• _Pages as source code_:
────────────────────
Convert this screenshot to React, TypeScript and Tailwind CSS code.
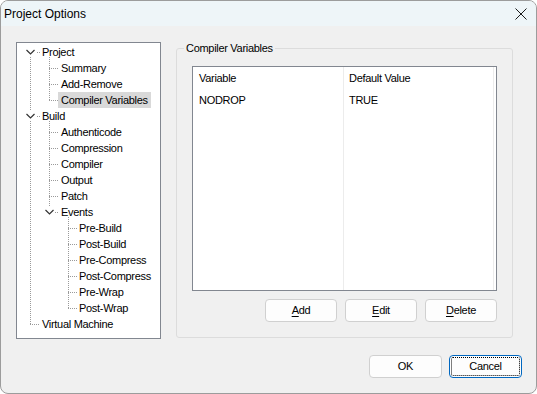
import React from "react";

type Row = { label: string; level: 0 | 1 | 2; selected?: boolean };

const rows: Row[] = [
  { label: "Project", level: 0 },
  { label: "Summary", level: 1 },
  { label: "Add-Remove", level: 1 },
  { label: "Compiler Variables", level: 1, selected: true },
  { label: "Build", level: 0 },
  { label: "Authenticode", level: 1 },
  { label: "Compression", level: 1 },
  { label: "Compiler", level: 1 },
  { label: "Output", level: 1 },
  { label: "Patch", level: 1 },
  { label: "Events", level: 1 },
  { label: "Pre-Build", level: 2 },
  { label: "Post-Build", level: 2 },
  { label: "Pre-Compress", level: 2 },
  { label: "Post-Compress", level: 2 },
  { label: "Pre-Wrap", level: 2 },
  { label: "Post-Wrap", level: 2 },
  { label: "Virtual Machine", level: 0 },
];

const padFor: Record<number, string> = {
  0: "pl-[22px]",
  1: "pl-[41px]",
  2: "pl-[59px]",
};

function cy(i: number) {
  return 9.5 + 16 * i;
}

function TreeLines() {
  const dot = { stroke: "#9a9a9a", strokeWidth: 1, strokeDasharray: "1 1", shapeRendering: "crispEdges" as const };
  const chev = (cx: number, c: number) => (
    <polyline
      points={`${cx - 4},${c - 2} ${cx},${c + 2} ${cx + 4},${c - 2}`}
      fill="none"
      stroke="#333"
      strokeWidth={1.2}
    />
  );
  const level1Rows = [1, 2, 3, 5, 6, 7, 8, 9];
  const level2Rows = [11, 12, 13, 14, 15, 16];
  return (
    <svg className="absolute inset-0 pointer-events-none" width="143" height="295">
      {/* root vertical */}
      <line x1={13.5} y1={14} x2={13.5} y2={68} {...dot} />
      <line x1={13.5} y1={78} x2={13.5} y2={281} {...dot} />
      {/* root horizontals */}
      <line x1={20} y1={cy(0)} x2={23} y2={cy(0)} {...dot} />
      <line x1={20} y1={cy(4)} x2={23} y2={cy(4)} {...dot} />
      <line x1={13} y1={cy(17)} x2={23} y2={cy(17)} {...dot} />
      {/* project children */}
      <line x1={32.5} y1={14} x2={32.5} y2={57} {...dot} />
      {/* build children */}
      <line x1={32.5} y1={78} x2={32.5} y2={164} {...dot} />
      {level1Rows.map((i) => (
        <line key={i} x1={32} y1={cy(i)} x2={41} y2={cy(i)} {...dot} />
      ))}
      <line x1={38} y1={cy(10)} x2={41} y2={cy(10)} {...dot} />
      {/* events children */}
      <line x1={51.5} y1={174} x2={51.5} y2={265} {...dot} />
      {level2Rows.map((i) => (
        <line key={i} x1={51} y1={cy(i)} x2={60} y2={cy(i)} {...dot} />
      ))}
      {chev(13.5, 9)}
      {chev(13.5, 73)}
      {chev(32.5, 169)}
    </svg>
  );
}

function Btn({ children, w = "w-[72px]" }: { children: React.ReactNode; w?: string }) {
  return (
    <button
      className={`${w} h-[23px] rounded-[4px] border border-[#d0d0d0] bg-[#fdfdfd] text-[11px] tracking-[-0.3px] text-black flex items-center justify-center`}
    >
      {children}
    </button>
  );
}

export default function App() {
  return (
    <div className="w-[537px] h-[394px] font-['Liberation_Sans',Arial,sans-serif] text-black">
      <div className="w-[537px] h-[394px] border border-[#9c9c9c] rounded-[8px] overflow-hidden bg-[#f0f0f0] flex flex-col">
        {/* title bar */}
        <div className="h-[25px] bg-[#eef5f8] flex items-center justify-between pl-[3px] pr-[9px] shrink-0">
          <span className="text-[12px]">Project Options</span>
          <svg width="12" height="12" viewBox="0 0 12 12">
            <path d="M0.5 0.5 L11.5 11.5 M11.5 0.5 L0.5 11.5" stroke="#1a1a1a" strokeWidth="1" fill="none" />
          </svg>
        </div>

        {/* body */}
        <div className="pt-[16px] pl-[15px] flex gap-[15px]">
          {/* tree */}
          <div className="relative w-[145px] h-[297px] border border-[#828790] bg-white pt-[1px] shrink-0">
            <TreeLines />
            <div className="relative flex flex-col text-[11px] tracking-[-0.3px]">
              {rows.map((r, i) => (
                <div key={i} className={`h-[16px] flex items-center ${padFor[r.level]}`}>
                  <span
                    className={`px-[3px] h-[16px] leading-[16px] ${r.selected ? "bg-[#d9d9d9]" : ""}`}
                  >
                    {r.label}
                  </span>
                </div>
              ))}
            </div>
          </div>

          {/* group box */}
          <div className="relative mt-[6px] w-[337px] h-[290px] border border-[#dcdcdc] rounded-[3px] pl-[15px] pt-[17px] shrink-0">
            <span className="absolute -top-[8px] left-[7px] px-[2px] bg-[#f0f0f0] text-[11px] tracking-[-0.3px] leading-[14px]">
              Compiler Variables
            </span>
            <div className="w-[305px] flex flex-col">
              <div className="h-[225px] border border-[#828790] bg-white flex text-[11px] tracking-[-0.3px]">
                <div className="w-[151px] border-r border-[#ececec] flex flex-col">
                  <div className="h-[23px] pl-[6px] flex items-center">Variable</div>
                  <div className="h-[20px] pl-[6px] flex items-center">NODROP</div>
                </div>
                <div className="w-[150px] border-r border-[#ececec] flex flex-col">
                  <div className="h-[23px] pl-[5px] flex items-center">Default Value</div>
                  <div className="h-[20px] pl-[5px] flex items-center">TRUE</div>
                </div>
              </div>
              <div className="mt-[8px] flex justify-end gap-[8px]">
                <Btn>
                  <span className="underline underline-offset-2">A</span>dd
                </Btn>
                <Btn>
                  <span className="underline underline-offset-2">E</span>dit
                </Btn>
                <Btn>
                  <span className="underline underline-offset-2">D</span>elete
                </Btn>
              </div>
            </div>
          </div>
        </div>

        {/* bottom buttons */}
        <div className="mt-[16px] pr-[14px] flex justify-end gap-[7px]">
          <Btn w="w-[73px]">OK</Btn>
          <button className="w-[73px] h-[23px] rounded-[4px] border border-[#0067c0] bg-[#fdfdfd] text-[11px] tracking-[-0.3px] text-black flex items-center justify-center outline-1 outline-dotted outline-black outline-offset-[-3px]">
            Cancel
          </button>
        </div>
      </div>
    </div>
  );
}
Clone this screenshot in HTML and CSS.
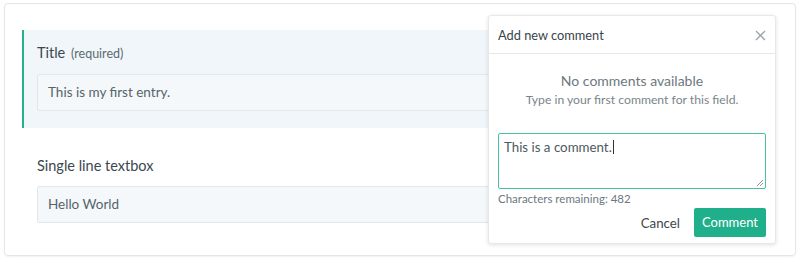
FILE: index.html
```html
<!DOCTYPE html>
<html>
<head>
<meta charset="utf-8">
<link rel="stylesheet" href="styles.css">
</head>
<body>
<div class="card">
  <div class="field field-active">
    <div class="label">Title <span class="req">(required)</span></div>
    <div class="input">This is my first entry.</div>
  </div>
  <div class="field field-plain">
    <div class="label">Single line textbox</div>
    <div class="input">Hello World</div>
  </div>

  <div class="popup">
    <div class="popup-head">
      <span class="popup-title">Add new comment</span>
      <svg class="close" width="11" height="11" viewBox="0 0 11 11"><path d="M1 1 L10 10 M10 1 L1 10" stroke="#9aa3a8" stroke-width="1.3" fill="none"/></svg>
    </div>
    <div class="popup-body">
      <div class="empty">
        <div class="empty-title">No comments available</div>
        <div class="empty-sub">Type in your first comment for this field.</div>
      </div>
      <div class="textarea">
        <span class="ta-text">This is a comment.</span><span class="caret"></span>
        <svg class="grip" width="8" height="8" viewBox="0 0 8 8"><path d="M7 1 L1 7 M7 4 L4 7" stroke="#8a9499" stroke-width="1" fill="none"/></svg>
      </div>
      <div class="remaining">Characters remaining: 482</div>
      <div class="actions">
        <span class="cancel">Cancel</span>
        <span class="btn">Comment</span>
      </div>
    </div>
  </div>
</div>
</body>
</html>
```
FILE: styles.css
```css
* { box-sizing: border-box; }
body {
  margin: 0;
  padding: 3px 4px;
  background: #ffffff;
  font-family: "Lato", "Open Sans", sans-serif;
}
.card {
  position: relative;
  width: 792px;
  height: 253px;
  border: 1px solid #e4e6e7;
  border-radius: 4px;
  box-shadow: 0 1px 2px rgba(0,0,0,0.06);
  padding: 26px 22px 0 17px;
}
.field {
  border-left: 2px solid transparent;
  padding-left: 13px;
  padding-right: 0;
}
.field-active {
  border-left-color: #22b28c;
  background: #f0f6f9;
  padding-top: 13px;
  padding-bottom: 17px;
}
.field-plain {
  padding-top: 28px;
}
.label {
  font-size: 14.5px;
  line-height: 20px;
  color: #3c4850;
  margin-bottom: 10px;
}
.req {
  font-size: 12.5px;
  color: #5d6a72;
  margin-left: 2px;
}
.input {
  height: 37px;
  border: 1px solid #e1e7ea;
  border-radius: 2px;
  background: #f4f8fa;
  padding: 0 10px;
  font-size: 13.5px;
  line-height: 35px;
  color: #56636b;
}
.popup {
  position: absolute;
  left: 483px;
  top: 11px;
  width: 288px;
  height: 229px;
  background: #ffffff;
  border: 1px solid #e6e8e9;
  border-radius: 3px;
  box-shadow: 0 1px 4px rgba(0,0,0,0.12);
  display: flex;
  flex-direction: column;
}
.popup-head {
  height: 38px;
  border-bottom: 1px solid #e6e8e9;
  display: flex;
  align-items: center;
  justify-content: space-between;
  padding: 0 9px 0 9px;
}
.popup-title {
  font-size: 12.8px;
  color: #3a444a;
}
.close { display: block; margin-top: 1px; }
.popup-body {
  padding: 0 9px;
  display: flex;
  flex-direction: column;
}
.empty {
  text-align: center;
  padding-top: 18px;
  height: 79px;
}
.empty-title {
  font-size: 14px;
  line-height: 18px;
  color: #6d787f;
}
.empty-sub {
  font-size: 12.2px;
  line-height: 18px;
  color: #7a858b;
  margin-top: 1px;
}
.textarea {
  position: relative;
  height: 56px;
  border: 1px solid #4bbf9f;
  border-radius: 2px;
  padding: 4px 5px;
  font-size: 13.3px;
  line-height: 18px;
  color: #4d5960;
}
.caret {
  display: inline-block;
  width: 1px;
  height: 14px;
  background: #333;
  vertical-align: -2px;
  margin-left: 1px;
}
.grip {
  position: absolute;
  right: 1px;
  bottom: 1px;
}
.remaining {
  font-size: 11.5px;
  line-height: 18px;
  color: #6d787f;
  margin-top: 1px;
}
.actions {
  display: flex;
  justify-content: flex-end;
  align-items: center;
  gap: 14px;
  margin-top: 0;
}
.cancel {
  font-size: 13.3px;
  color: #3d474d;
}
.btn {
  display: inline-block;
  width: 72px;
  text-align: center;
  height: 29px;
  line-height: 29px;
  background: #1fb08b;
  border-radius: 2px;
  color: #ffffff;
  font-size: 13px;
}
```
────────────────────
• _SET TASK_: Can the lines from the start of the records through the line with "string; level: 0" be given again exactly, with the pictures left out?

• _OUTPUT BELOW_:
Convert this screenshot to React, TypeScript and Tailwind CSS code.
import React from "react";

type Row = { label: string; level: 0 | 1 | 2; selected?: boolean };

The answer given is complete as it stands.